Every line that contains "styles" counts once; give the total number of such lines, with no other words.

** Begin Recorded data **

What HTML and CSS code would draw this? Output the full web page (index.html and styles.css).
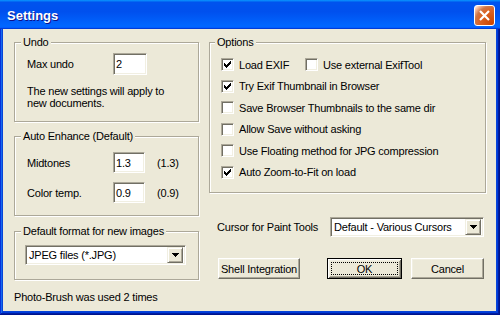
FILE: index.html
```html
<!DOCTYPE html>
<html>
<head>
<meta charset="utf-8">
<title>Settings</title>
<link rel="stylesheet" href="styles.css">
</head>
<body>
<div class="window">
  <div class="titlebar">
    <span class="title">Settings</span>
    <div class="close">
      <svg width="19" height="19" viewBox="0 0 19 19"><path d="M5 5L14 14M14 5L5 14" stroke="#fff" stroke-width="2.2" fill="none"/></svg>
    </div>
  </div>
  <div class="client">
    <div class="col-left">
      <fieldset class="group g-undo">
        <legend>Undo</legend>
        <div class="row"><span class="lbl">Max undo</span><span class="edit w34">2</span></div>
        <p class="note">The new settings will apply to<br>new documents.</p>
      </fieldset>
      <fieldset class="group g-enh">
        <legend>Auto Enhance (Default)</legend>
        <div class="row"><span class="lbl">Midtones</span><span class="edit w32">1.3</span><span class="dflt">(1.3)</span></div>
        <div class="row r2"><span class="lbl">Color temp.</span><span class="edit w32">0.9</span><span class="dflt">(0.9)</span></div>
      </fieldset>
      <fieldset class="group g-fmt">
        <legend>Default format for new images</legend>
        <div class="combo c-fmt">
          <span class="combo-text">JPEG files (*.JPG)</span>
          <span class="combo-btn"><svg width="7" height="4" viewBox="0 0 7 4" shape-rendering="crispEdges"><path d="M0 0h7v1H0zM1 1h5v1H1zM2 2h3v1H2zM3 3h1v1H3z" fill="#000"/></svg></span>
        </div>
      </fieldset>
      <div class="footer">Photo-Brush was used 2 times</div>
    </div>
    <div class="col-right">
      <fieldset class="group g-opt">
        <legend>Options</legend>
        <div class="chk-row">
          <span class="chk first"><span class="box"><svg width="7" height="7" viewBox="0 0 7 7" shape-rendering="crispEdges"><path d="M6 0h1v1H6zM5 1h2v1H5zM0 2h1v1H0zM4 2h3v1H4zM0 3h2v1H0zM3 3h3v1H3zM0 4h5v1H0zM1 5h3v1H1zM2 6h1v1H2z" fill="#000"/></svg></span>Load EXIF</span>
          <span class="chk"><span class="box"></span>Use external ExifTool</span>
        </div>
        <div class="chk-row">
          <span class="chk"><span class="box"><svg width="7" height="7" viewBox="0 0 7 7" shape-rendering="crispEdges"><path d="M6 0h1v1H6zM5 1h2v1H5zM0 2h1v1H0zM4 2h3v1H4zM0 3h2v1H0zM3 3h3v1H3zM0 4h5v1H0zM1 5h3v1H1zM2 6h1v1H2z" fill="#000"/></svg></span>Try Exif Thumbnail in Browser</span>
        </div>
        <div class="chk-row">
          <span class="chk"><span class="box"></span>Save Browser Thumbnails to the same dir</span>
        </div>
        <div class="chk-row">
          <span class="chk"><span class="box"></span>Allow Save without asking</span>
        </div>
        <div class="chk-row">
          <span class="chk"><span class="box"></span>Use Floating method for JPG compression</span>
        </div>
        <div class="chk-row">
          <span class="chk"><span class="box"><svg width="7" height="7" viewBox="0 0 7 7" shape-rendering="crispEdges"><path d="M6 0h1v1H6zM5 1h2v1H5zM0 2h1v1H0zM4 2h3v1H4zM0 3h2v1H0zM3 3h3v1H3zM0 4h5v1H0zM1 5h3v1H1zM2 6h1v1H2z" fill="#000"/></svg></span>Auto Zoom-to-Fit on load</span>
        </div>
      </fieldset>
      <div class="cursor-row">
        <span class="cursor-lbl">Cursor for Paint Tools</span>
        <div class="combo c-cur">
          <span class="combo-text">Default - Various Cursors</span>
          <span class="combo-btn"><svg width="7" height="4" viewBox="0 0 7 4" shape-rendering="crispEdges"><path d="M0 0h7v1H0zM1 1h5v1H1zM2 2h3v1H2zM3 3h1v1H3z" fill="#000"/></svg></span>
        </div>
      </div>
      <div class="btn-row">
        <div class="btn b-shell"><span>Shell Integration</span></div>
        <div class="btn b-ok default"><span class="focus">OK</span></div>
        <div class="btn b-cancel"><span>Cancel</span></div>
      </div>
    </div>
  </div>
</div>
</body>
</html>
```
FILE: styles.css
```css
* { box-sizing: border-box; }
html, body { margin: 0; padding: 0; }
body {
  width: 500px;
  height: 315px;
  overflow: hidden;
  background: #ECE9D8;
  font-family: "Liberation Sans", Arial, sans-serif;
  font-size: 11px;
  letter-spacing: -0.2px;
  color: #000;
}
.window {
  width: 500px;
  height: 315px;
  display: flex;
  flex-direction: column;
  background: #0844D8;
  box-shadow: inset -1px -1px #00138c, inset 1px 0 #0831d9, inset -2px -2px #001ea0, inset 2px 0 #166aee, inset -3px -3px #003bda;
}
.titlebar {
  height: 29px;
  flex: none;
  display: flex;
  align-items: center;
  justify-content: space-between;
  padding: 1px 5px 0 7px;
  background: linear-gradient(180deg, #0997ff, #0053ee 8%, #0050ee 40%, #0066ff 88%, #0066ff 93%, #005bff 95%, #003dd7 96%, #003dd7);
}
.title {
  color: #fff;
  font-weight: bold;
  font-size: 13px;
  letter-spacing: 0;
  text-shadow: 1px 1px #0f1089;
}
.close {
  width: 21px;
  height: 21px;
  border: 1px solid #fff;
  border-radius: 3px;
  background: radial-gradient(circle at 90% 90%, #cc4600 0%, #dc6527 55%, #cd7546 70%, #ffccb2 90%, #fff 100%);
  display: flex;
  align-items: center;
  justify-content: center;
}
.close svg { display: block; }
.client {
  flex: 1;
  margin: 0 4px 4px 3px;
  background: #ECE9D8;
  display: flex;
  gap: 10px;
  padding: 7px 10px 0 11px;
}
.col-left { width: 185px; display: flex; flex-direction: column; }
.col-right { width: 277px; display: flex; flex-direction: column; }

.group {
  margin: 0;
  min-width: 0;
  border: 1px solid #ACA899;
  box-shadow: inset 1px 1px #fff, 1px 1px #fff;
  padding: 0 12px;
}
.group legend {
  padding: 0 2px;
  margin-left: -6px;
  line-height: 13px;
  background: #ECE9D8;
}
.row { display: flex; align-items: center; height: 22px; }
.lbl { width: 86px; }
.edit {
  height: 22px;
  background: #fff;
  border: 1px solid;
  border-color: #ACA899 #fff #fff #ACA899;
  box-shadow: inset 1px 1px #716F64, inset -1px -1px #F1EFE2;
  padding-left: 2px;
  display: flex;
  align-items: center;
}
.w34 { width: 34px; }
.w32 { width: 32px; }
.dflt { margin-left: 12px; }
.g-undo { padding-top: 4px; padding-bottom: 12px; }
.note { margin: 10px 0 0; line-height: 12px; }
.g-enh { margin-top: 8px; padding-top: 9px; padding-bottom: 12px; }
.g-enh .row { height: 21px; }
.g-enh .edit { height: 21px; }
.g-enh .r2 { margin-top: 9px; }
.g-fmt { margin-top: 9px; padding-top: 7px; padding-bottom: 14px; padding-right: 13px; }
.footer { margin-top: 11px; line-height: 13px; }

.combo {
  height: 20px;
  background: #fff;
  border: 1px solid;
  border-color: #ACA899 #fff #fff #ACA899;
  box-shadow: inset 1px 1px #716F64, inset -1px -1px #F1EFE2;
  padding: 2px;
  display: flex;
  align-items: center;
}
.combo-text { flex: 1; padding-left: 1px; white-space: nowrap; }
.combo-btn {
  width: 16px;
  height: 16px;
  background: #ECE9D8;
  border: 1px solid;
  border-color: #F1EFE2 #716F64 #716F64 #F1EFE2;
  box-shadow: inset 1px 1px #fff, inset -1px -1px #ACA899;
  display: flex;
  align-items: center;
  justify-content: center;
}
.combo-btn svg { display: block; }
.c-fmt { width: 161px; margin-left: -2px; }

.g-opt { padding: 5px 11px 9px 11px; }
.chk-row { display: flex; align-items: center; height: 21.5px; }
.chk { display: flex; align-items: center; white-space: nowrap; }
.chk.first { width: 84px; }
.box {
  width: 13px;
  height: 13px;
  margin-right: 5px;
  background: #fff;
  border: 1px solid;
  border-color: #ACA899 #fff #fff #ACA899;
  box-shadow: inset 1px 1px #716F64, inset -1px -1px #F1EFE2;
  display: flex;
  align-items: center;
  justify-content: center;
}
.box svg { display: block; }

.cursor-row { display: flex; align-items: center; margin-top: 24px; padding-left: 8px; padding-right: 2px; }
.cursor-lbl { flex: 1; white-space: nowrap; }
.c-cur { width: 154px; }

.btn-row { display: flex; align-items: center; margin-top: 21px; padding-left: 9px; }
.btn {
  height: 21px;
  background: #ECE9D8;
  border: 1px solid;
  border-color: #fff #716F64 #716F64 #fff;
  box-shadow: inset -1px -1px #ACA899, inset 1px 1px #F1EFE2;
  display: flex;
  align-items: center;
  justify-content: center;
  white-space: nowrap;
}
.b-shell { width: 82px; }
.b-ok { width: 75px; margin-left: 27px; }
.b-cancel { width: 73px; margin-left: 9px; }
.btn.default {
  border: 1px solid #000;
  box-shadow: inset 1px 1px #fff, inset -1px -1px #716F64, inset 2px 2px #F1EFE2, inset -2px -2px #ACA899;
  padding: 3px;
}
.focus {
  flex: 1;
  align-self: stretch;
  border: 1px dotted #000;
  display: flex;
  align-items: center;
  justify-content: center;
}
```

** End Recorded data **

» Answer to the exercise:
3